Wearing poppies with pride

Poppies: A genuine mark of respect or virtue-signalling? Neil Walton, an account manager at Deep South Media, reflects.


Photograph by Rachel Read, account director at Deep South Media


Most of us know of a relative that served their country in World War One.

My great-grandfather, Harry Walton, was a first-class Lewis gunner with the Warwickshire regiment.

Despite fighting at the bloodbaths of the Somme and Passchendaele he survived. However, just one month from the end of the war his company of guards was surrounded in an offensive in remote Northern France.

Of the 120 men cornered, 94 were killed. The survivors, including Harry, were sent to Germany as prisoners of war.

Some 8.7 million British soldiers went to The Great War. More than 950,000 were killed.

Poppies are worn across the United Kingdom to remember and honour those who made the ultimate sacrifice for their country.

But is wearing one a genuine mark of respect or just virtue-signalling to enhance social standing?

The vast majority, who voluntarily make cash donations into the collection tins, wear poppies with respect in mind – and the gesture has spread to sporting events.

Since 2010, Premier League football clubs have worn poppy-embroidered shirts, raising money for The Royal British Legion’s Poppy Appeal. In 2015, clubs raised a record £271,810.

However, is this just a high-profile sport practising virtue-signalling? Possibly.

Positive stories are a victory for football’s public relations, where negative stories abound.

So imagine the disappointment at the English and Scottish FAs when FIFA banned the players from wearing poppies on both their shirts and armbands.

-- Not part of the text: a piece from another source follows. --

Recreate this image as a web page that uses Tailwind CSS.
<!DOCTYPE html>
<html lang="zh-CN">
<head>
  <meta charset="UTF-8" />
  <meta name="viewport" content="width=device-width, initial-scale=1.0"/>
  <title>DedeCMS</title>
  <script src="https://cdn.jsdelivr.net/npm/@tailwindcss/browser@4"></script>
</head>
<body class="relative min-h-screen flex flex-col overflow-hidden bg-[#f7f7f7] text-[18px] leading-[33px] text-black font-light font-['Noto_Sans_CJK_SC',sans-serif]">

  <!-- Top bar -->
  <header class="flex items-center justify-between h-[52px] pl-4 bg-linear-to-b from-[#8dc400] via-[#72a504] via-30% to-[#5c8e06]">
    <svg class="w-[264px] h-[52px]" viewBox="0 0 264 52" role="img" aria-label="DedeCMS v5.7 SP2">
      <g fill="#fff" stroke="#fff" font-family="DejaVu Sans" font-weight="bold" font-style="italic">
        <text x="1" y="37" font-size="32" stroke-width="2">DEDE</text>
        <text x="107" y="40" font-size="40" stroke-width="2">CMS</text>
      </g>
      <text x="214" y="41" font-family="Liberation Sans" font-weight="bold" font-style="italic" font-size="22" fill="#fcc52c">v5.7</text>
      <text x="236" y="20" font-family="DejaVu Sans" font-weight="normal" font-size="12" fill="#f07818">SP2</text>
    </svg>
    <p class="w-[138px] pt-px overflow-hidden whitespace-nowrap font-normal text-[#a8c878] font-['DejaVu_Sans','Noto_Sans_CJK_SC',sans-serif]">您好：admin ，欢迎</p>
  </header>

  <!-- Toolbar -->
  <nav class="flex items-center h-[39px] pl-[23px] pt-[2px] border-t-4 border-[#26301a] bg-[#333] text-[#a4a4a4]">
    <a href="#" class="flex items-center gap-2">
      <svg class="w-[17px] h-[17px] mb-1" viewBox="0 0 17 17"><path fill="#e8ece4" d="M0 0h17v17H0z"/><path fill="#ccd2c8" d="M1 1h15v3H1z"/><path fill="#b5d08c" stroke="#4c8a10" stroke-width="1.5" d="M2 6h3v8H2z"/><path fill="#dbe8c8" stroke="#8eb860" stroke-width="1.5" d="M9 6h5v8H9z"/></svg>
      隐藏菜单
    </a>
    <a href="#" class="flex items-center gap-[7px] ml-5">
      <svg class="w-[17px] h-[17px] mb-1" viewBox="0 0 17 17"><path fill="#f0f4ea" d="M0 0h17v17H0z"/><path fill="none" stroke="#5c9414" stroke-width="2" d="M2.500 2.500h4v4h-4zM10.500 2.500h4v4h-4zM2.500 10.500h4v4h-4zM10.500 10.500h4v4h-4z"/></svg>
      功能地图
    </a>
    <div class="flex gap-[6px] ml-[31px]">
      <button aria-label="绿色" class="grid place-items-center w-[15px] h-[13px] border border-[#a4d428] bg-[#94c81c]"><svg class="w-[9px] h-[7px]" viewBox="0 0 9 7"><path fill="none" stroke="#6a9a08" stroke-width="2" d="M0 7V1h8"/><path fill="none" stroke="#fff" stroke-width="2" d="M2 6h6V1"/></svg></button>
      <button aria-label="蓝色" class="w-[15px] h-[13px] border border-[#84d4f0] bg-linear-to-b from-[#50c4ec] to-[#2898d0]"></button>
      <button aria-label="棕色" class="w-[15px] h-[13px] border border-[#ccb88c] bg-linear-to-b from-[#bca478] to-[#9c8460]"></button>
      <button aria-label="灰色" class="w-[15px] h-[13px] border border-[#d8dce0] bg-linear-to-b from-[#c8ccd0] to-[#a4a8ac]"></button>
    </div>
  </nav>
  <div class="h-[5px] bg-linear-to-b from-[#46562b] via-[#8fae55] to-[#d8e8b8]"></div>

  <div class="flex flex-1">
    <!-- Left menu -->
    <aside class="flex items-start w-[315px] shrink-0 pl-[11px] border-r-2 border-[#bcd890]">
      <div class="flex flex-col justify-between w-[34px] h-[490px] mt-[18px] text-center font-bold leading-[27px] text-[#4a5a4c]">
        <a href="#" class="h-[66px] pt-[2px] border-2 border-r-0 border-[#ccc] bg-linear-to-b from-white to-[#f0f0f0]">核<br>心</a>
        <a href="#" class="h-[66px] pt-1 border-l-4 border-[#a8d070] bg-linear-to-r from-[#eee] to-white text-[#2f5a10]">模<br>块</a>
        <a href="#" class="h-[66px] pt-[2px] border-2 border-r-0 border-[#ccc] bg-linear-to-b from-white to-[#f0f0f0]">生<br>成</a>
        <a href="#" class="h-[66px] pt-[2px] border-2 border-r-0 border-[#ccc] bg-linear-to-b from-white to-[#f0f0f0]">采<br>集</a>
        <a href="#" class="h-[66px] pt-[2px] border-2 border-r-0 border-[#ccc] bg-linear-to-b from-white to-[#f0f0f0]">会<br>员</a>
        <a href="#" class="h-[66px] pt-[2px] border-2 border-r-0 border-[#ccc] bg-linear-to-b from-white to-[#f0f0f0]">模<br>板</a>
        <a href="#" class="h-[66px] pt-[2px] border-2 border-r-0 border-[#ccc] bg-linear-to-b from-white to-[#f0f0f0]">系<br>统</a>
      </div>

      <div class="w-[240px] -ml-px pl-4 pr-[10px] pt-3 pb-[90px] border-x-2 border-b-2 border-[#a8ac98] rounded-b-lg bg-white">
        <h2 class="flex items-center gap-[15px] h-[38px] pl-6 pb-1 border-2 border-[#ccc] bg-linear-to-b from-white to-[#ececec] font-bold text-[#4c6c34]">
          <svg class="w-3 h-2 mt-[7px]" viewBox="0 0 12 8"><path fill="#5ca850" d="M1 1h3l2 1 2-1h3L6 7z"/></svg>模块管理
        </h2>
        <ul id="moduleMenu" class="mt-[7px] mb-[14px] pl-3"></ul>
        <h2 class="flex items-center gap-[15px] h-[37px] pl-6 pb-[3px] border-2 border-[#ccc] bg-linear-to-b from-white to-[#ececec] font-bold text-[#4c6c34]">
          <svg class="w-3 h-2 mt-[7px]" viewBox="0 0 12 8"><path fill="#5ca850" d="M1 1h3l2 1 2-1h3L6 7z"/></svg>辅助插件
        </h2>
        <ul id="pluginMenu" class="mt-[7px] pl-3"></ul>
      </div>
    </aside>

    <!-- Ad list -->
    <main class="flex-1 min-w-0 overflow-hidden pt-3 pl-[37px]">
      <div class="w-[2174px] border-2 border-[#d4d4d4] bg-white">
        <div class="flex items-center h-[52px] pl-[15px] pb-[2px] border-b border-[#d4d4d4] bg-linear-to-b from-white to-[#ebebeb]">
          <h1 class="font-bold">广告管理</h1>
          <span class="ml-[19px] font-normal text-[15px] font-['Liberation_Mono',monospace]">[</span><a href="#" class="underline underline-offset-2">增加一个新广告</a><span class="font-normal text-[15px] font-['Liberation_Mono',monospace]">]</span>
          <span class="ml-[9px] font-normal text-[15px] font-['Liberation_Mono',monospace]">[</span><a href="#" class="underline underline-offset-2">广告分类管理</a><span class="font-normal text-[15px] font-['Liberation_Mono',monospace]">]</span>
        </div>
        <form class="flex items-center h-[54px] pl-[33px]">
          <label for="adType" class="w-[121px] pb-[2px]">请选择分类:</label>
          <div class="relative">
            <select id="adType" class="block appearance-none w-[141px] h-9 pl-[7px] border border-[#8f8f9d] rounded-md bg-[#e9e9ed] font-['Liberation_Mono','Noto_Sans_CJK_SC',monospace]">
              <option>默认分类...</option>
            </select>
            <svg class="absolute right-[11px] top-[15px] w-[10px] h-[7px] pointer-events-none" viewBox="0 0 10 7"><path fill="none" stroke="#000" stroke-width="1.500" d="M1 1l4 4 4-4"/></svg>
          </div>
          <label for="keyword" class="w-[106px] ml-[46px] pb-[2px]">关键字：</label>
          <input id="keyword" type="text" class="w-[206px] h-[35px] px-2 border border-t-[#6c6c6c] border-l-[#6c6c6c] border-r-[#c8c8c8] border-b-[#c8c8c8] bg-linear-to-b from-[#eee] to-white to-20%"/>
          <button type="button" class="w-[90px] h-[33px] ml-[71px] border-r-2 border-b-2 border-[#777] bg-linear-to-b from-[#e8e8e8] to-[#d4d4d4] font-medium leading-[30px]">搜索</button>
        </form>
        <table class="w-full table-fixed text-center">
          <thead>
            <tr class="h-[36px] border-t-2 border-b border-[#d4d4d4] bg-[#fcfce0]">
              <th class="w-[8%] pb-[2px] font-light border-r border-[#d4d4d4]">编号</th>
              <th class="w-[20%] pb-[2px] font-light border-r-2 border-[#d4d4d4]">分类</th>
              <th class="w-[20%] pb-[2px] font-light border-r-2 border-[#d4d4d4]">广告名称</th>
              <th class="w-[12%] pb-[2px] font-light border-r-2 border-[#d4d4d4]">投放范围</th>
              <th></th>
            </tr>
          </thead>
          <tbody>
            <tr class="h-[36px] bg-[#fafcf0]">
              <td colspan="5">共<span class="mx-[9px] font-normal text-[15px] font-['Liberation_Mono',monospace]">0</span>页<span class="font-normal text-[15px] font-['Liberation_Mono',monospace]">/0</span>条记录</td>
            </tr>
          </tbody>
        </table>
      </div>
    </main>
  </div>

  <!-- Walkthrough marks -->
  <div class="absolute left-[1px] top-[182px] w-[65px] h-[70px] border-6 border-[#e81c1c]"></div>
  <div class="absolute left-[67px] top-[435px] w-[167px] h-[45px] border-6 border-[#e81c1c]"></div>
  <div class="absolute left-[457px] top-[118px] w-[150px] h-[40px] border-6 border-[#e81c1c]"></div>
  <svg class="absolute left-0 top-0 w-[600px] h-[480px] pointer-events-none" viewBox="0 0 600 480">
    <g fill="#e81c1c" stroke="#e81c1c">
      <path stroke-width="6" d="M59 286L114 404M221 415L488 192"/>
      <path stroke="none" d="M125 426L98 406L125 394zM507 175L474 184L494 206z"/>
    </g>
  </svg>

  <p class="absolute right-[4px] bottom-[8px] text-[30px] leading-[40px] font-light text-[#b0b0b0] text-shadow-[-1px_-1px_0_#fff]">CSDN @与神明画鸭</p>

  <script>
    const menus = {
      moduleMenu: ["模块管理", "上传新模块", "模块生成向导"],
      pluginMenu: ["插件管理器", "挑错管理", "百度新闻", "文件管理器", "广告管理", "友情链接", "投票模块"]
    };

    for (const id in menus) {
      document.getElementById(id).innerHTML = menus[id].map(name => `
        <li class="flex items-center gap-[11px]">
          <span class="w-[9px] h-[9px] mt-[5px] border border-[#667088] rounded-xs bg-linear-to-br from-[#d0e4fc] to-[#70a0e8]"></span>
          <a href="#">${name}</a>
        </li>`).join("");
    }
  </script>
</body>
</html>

FIFA has strict rules against teams making political statements, using advertising and the like. Its President, Gianni Infantino, will likely have to deal with an appeal against the decision.

However, there is a precedent. In 2011, a deal was agreed for England players to wear poppies on their armbands in a 1-0 friendly win against Spain.

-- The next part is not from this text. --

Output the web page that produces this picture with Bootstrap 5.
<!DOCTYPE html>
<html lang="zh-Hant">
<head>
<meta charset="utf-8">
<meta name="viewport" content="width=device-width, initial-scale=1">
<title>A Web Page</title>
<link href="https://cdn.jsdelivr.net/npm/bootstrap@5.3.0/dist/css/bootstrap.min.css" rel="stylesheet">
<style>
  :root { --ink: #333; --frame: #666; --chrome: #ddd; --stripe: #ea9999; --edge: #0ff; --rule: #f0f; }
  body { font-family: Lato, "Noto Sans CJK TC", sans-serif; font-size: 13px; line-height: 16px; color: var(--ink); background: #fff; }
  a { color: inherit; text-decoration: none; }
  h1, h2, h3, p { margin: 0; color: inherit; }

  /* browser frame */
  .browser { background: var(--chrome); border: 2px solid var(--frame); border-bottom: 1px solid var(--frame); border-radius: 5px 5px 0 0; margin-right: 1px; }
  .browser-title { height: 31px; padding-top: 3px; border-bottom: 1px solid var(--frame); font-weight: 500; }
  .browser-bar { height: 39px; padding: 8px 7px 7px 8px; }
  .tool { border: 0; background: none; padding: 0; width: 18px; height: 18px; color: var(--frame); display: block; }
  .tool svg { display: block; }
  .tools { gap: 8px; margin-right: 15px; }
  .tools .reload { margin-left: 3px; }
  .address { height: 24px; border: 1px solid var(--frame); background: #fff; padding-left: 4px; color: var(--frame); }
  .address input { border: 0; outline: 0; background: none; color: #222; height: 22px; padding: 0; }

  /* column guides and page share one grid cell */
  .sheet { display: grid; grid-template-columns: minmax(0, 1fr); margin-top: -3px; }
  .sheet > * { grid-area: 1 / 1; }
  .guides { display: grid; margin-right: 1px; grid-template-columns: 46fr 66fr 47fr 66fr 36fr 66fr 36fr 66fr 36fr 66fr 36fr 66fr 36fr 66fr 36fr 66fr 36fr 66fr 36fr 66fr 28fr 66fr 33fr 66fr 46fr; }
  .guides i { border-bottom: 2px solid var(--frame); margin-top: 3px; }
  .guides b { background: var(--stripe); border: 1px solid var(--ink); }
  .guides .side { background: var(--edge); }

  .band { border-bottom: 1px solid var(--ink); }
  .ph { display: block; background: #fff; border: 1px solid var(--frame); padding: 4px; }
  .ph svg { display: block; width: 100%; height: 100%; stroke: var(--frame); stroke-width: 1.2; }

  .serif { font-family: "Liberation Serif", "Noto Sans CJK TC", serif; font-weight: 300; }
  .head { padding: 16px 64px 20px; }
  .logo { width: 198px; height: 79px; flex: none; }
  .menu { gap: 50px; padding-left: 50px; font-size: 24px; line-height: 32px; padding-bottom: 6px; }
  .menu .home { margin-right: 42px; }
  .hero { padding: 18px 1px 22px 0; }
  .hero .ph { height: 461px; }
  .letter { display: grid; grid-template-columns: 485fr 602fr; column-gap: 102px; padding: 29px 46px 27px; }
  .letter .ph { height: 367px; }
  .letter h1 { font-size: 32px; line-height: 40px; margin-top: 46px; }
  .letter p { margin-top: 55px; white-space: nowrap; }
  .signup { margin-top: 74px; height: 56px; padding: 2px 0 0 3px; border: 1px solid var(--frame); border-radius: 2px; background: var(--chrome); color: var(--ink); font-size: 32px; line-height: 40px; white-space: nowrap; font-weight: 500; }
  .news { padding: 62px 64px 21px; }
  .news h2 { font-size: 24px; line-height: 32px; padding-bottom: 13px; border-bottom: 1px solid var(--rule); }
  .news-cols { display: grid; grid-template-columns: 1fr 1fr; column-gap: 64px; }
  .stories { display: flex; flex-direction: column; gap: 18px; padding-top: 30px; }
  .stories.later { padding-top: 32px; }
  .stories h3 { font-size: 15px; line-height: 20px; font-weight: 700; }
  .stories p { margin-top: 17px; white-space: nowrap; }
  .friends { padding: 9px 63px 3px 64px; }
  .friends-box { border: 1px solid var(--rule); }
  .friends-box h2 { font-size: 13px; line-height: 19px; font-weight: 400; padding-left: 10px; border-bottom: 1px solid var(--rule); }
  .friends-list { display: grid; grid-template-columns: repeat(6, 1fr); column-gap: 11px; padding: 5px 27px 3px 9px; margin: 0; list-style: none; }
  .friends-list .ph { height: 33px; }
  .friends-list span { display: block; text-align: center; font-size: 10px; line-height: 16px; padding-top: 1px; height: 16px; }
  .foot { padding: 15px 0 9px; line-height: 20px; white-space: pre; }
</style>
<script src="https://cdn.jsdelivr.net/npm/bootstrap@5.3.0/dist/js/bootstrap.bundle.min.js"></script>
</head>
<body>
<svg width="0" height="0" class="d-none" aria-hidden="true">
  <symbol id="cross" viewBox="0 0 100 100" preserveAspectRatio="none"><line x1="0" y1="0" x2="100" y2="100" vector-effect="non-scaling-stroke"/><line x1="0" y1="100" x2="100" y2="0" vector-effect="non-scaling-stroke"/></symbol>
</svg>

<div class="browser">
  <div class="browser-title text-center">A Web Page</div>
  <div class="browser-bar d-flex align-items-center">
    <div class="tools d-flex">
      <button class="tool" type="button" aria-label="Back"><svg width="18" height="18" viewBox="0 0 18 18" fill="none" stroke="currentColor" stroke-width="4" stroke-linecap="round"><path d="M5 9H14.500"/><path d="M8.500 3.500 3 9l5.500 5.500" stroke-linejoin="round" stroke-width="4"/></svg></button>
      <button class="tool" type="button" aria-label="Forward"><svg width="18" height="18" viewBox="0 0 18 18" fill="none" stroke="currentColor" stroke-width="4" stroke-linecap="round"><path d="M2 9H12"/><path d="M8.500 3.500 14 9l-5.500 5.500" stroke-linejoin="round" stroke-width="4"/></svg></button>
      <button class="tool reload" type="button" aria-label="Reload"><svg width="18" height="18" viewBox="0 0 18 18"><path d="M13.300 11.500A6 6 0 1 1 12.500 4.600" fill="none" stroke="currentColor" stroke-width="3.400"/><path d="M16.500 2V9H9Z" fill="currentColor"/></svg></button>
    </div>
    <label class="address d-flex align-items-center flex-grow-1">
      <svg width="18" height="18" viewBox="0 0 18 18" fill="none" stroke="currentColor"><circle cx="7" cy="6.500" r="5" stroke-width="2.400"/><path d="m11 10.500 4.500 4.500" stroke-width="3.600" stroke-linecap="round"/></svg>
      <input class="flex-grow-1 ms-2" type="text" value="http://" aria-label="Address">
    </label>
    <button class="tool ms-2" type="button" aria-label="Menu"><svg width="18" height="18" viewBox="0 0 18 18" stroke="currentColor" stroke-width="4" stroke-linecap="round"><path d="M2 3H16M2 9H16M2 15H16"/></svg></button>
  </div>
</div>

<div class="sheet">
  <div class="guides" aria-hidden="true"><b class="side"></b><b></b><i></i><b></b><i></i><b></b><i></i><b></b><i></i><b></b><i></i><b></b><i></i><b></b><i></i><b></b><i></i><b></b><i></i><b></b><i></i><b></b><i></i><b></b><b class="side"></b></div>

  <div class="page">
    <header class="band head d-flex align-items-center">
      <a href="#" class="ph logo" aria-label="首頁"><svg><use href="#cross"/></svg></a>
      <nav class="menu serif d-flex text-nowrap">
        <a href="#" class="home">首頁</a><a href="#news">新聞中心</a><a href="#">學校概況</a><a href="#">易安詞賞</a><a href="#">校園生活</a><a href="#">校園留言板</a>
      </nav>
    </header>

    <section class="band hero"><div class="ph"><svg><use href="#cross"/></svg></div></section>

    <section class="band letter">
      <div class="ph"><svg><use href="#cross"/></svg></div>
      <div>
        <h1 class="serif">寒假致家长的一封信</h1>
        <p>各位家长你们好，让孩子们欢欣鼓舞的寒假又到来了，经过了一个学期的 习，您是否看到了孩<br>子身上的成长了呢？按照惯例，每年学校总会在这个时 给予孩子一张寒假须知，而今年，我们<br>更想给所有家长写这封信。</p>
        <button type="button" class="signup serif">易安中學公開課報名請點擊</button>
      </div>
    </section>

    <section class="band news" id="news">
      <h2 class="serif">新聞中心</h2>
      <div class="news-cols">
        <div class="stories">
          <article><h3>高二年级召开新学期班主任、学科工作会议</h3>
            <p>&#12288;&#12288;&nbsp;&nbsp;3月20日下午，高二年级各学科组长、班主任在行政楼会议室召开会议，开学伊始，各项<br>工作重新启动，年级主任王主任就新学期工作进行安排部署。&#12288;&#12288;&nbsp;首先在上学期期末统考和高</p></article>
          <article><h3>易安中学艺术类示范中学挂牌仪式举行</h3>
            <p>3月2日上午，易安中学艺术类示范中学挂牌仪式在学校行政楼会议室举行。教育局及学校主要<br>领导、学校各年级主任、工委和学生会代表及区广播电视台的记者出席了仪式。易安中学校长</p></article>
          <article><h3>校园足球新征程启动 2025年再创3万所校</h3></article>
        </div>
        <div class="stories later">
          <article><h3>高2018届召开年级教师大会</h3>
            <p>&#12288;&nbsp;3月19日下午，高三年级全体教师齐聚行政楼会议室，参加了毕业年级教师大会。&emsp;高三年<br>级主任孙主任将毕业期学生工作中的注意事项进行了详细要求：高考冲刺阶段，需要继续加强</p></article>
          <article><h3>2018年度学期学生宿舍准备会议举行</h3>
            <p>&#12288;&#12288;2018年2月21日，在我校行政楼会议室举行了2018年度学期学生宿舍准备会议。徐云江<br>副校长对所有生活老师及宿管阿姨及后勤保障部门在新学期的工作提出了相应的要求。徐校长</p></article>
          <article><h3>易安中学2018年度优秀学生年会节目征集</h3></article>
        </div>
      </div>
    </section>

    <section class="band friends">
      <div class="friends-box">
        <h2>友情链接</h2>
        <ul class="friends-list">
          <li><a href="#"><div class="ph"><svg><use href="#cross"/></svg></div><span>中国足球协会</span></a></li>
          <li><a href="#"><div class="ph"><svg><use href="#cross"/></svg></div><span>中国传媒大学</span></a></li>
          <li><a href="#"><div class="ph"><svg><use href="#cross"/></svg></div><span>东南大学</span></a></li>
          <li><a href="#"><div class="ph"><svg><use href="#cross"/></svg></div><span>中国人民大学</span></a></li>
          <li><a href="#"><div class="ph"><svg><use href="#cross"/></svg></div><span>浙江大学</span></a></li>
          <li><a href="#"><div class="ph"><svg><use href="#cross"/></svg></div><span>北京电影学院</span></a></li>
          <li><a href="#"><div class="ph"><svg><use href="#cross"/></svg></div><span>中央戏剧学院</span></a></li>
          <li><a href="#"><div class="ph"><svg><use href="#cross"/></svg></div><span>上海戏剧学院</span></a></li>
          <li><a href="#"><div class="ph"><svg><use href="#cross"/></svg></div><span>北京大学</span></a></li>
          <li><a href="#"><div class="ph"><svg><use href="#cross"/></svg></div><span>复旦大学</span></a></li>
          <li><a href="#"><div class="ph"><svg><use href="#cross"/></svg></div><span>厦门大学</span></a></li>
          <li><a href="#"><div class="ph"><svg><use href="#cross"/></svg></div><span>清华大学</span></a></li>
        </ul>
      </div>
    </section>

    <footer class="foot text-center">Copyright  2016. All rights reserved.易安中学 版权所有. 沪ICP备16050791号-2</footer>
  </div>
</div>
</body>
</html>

Of course, footballers do have a choice in the matter. West Bromwich Albion midfielder James McClean shuns the poppy because of its connection to the 1972 Bloody Sunday massacre in Derry, his hometown.

McClean has also stated he would wear a poppy if it solely marked respect towards the fallen in both world wars.

Poppy-wearing is virtually compulsory for TV presenters – with the exception of Channel 4’s Jon Snow, who branded this practice as “poppy fascism”. Snow later clarified that he wears poppies off-air.

Perhaps we should wear one because we want to, not because we feel obliged.

Lest we forget, what would my great-grandfather Harry Walton say?

He’d at least hope that we have learned from the lessons of the past.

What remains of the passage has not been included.